Intelligence and Interoperability

In 1981, the Japanese government announced the launch of the Fifth-Generation Computer Project. While the preceding four generations were defined by their core electronic characteristics—valves, transistors, integrated circuits, and microprocessors—the fifth generation was a more holistic concept. The objective of the project was to develop computers with artificial intelligence over a ten-year period. The idea of artificial intelligence was not a new one. The term came into use in the mid-1950s, and long-term research had been undertaken in the United States at universities including Stanford and Carnegie-Mellon. However, the focus had been much narrower and progress had been limited. While the algorithmic logic advocated by Von Neumann was expressed in a sequential data processing architecture, artificial intelligence required parallel processing architecture, which was more akin to the heuristic reasoning patterns of the human brain. Heuristic is the process whereby we draw on our knowledge of many things to infer solutions to problems. The success of the solutions depends on our expertise, in terms of the quality and range of our knowledge. By 1980, only the most powerful computers, known as supercomputers, used parallel processing. In 1965, the U.S. company Control Data Corporation introduced the first supercomputer, the CD6600, designed by Seymour Cray, who went on to set up Cray Research, which became the leading producer of supercomputers. These computers were designed for complex tasks such as weather and aerodynamic modeling.

Aside from artificial intelligence, the other significant strategic trend of the 1980s and 1990s has concerned the development of software that allows greater interoperability of computers. While hardware compatibility is one way of achieving interoperability, it was evident that total hardware compatibility was extremely unlikely to occur. UNIX, the pioneering hardware-independent operating system, had provided a means of establishing a common platform across a network of nonmatched computers. In the early 1990s, another operating system on similar lines, Linux, named after its Finnish inventor Linus Torvalds, was released as “open source (code)” a term for nonproprietary systems that are made freely available. Further developments in open systems were stimulated by the introduction of the World Wide Web in 1993. As the whole concept of the Web is that it is accessible to all computers irrespective of platform (hardware and operating systems), it fostered new languages and applications.
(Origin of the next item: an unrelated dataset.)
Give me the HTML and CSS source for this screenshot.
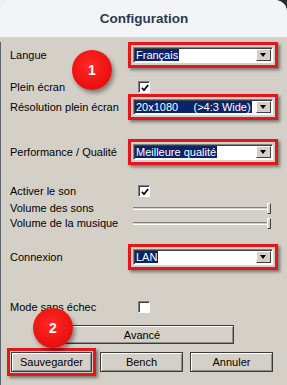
FILE: index.html
```html
<!DOCTYPE html>
<html>
<head>
    <title>Configuration</title>
    <link rel="stylesheet" href="styles.css">
</head>
<body>
    <div class="window">
        <div class="title-bar">Configuration</div>
        <div class="panel">
            <div class="row row-langue">
                <span class="label">Langue</span>
                <div class="select marked"><span class="value">Français</span><span class="drop"></span></div>
            </div>
            <div class="row row-small row-fullscreen">
                <span class="label">Plein écran</span>
                <span class="checkbox"><svg viewBox="0 0 8 8" width="8" height="8"><path d="M0.8 3.8 L3 6.2 L7.2 1" fill="none" stroke="#000" stroke-width="1.7"/></svg></span>
            </div>
            <div class="row row-resolution">
                <span class="label">Résolution plein écran</span>
                <div class="select marked"><span class="value">20x1080     (&gt;4:3 Wide)</span><span class="drop"></span></div>
            </div>
            <div class="row row-quality">
                <span class="label">Performance / Qualité</span>
                <div class="select marked"><span class="value">Meilleure qualité</span><span class="drop"></span></div>
            </div>
            <div class="row row-small row-sound">
                <span class="label">Activer le son</span>
                <span class="checkbox"><svg viewBox="0 0 8 8" width="8" height="8"><path d="M0.8 3.8 L3 6.2 L7.2 1" fill="none" stroke="#000" stroke-width="1.7"/></svg></span>
            </div>
            <div class="row row-small row-volume">
                <span class="label">Volume des sons</span>
                <div class="slider"><span class="groove"></span><span class="thumb"></span></div>
            </div>
            <div class="row row-small row-music">
                <span class="label">Volume de la musique</span>
                <div class="slider"><span class="groove"></span><span class="thumb"></span></div>
            </div>
            <div class="row row-connection">
                <span class="label">Connexion</span>
                <div class="select marked"><span class="value">LAN</span><span class="drop"></span></div>
            </div>
            <div class="row row-small row-safe">
                <span class="label">Mode sans échec</span>
                <span class="checkbox"></span>
            </div>
            <button class="btn btn-advanced">Avancé</button>
            <div class="button-row">
                <button class="btn marked-btn">Sauvegarder</button>
                <button class="btn">Bench</button>
                <button class="btn">Annuler</button>
            </div>
        </div>
        <span class="step step-1">1</span>
        <span class="step step-2">2</span>
    </div>
</body>
</html>
```

FILE: styles.css
```css
html, body {
    margin: 0;
    padding: 0;
}

body {
    width: 287px;
    height: 385px;
    overflow: hidden;
    background: linear-gradient(to right, #eef0f4 50%, #2b2b2b 50%);
    font-family: "Liberation Sans", Arial, sans-serif;
    font-size: 11px;
    color: #000;
}

.window {
    position: relative;
    height: 385px;
    background-color: #d4d0c8;
    border-radius: 12px 12px 0 0;
    overflow: hidden;
}

.title-bar {
    height: 37px;
    line-height: 37px;
    text-align: center;
    background-color: #f3f4f8;
    color: #2c3a50;
    font-size: 13.5px;
    font-weight: bold;
    padding-left: 1px;
}

.panel {
    padding-left: 9px;
    height: 348px;
    border-left: 1px solid #5b6270;
    box-sizing: border-box;
}

.row {
    display: flex;
    align-items: center;
    height: 26px;
}

.row-small {
    height: 14px;
}

.label {
    width: 123px;
    flex-shrink: 0;
}

.row-langue { margin-top: 5px; }
.row-fullscreen { margin-top: 12px; }
.row-resolution { margin-top: 0; }
.row-quality { margin-top: 19px; }
.row-sound { margin-top: 19px; }
.row-volume { margin-top: 3px; }
.row-music { margin-top: 1px; }
.row-connection { margin-top: 14px; }
.row-safe { margin-top: 30px; }

.select {
    display: flex;
    align-items: center;
    width: 140px;
    height: 16px;
    box-sizing: border-box;
    padding: 1px;
    background-color: #fff;
    border: 1px solid;
    border-color: #808080 #fff #fff #808080;
}

.marked {
    box-shadow: inset 1px 1px 0 #404040,
                0 0 0 2px #d4d0c8,
                0 0 0 5px #e3161b,
                2px 2px 3px 5px rgba(0, 0, 0, 0.45);
}

.value {
    background-color: #0a246a;
    color: #fff;
    line-height: 12px;
    padding: 0 1px;
    white-space: pre;
}

.drop {
    position: relative;
    margin-left: auto;
    width: 15px;
    height: 12px;
    box-sizing: border-box;
    background-color: #d4d0c8;
    border: 1px solid;
    border-color: #fff #404040 #404040 #fff;
}

.drop::after {
    content: "";
    position: absolute;
    left: 3px;
    top: 3px;
    border-top: 4px solid #000;
    border-left: 3.5px solid transparent;
    border-right: 3.5px solid transparent;
}

.checkbox {
    display: flex;
    align-items: center;
    justify-content: center;
    width: 12px;
    height: 12px;
    margin-left: 5px;
    box-sizing: border-box;
    background-color: #fff;
    border: 1px solid;
    border-color: #808080 #fff #fff #808080;
    box-shadow: inset 1px 1px 0 #404040;
}

.checkbox svg {
    display: block;
    margin: 1px 0 0 1px;
}

.slider {
    display: flex;
    align-items: center;
    width: 138px;
    height: 14px;
}

.groove {
    flex: 1;
    height: 1px;
    border-top: 1px solid #808080;
    border-bottom: 1px solid #fff;
}

.thumb {
    width: 4px;
    height: 11px;
    margin-left: -4px;
    box-sizing: border-box;
    background-color: #d4d0c8;
    border: 1px solid;
    border-color: #fff #404040 #404040 #fff;
}

.btn {
    display: block;
    height: 20px;
    width: 83px;
    padding: 0;
    font-family: "Liberation Sans", Arial, sans-serif;
    font-size: 11px;
    color: #000;
    background-color: #d4d0c8;
    border: 1px solid #3a3a3a;
    box-shadow: inset 1px 1px 0 #fff, inset -1px -1px 0 #909090;
}

.btn-advanced {
    width: 184px;
    height: 19px;
    margin: 11px 0 0 40px;
}

.button-row {
    display: flex;
    gap: 7px;
    margin-top: 8px;
    margin-left: 1px;
}

.marked-btn {
    width: 81px;
    margin-right: 1px;
    box-shadow: inset 1px 1px 0 #fff,
                inset -1px -1px 0 #909090,
                0 0 0 1px #d4d0c8,
                0 0 0 4px #e3161b,
                2px 2px 3px 4px rgba(0, 0, 0, 0.45);
}

.step {
    position: absolute;
    width: 40px;
    height: 40px;
    line-height: 40px;
    border-radius: 50%;
    text-align: center;
    color: #fff;
    font-size: 14px;
    font-weight: bold;
    background: radial-gradient(circle at 45% 40%, #ff2a26 0%, #ee1412 55%, #d40d0d 100%);
    box-shadow: 2px 3px 4px rgba(0, 0, 0, 0.4);
}

.step-1 {
    left: 72px;
    top: 50px;
}

.step-2 {
    left: 33px;
    top: 308px;
}
```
It has become accepted for Web applications, such as browsers and document readers, to be made available as freeware. One of the first of these applications was Adobe’s Acrobat Reader, which allows documents to be downloaded onto any platform. The leading web browsers, Netscape Navigator and Microsoft’s Internet Explorer, were introduced as freeware, in 1994 and 1995, respectively. Released in 1995, Sun Microsystems’s Java programming language has become the main language for Web applications.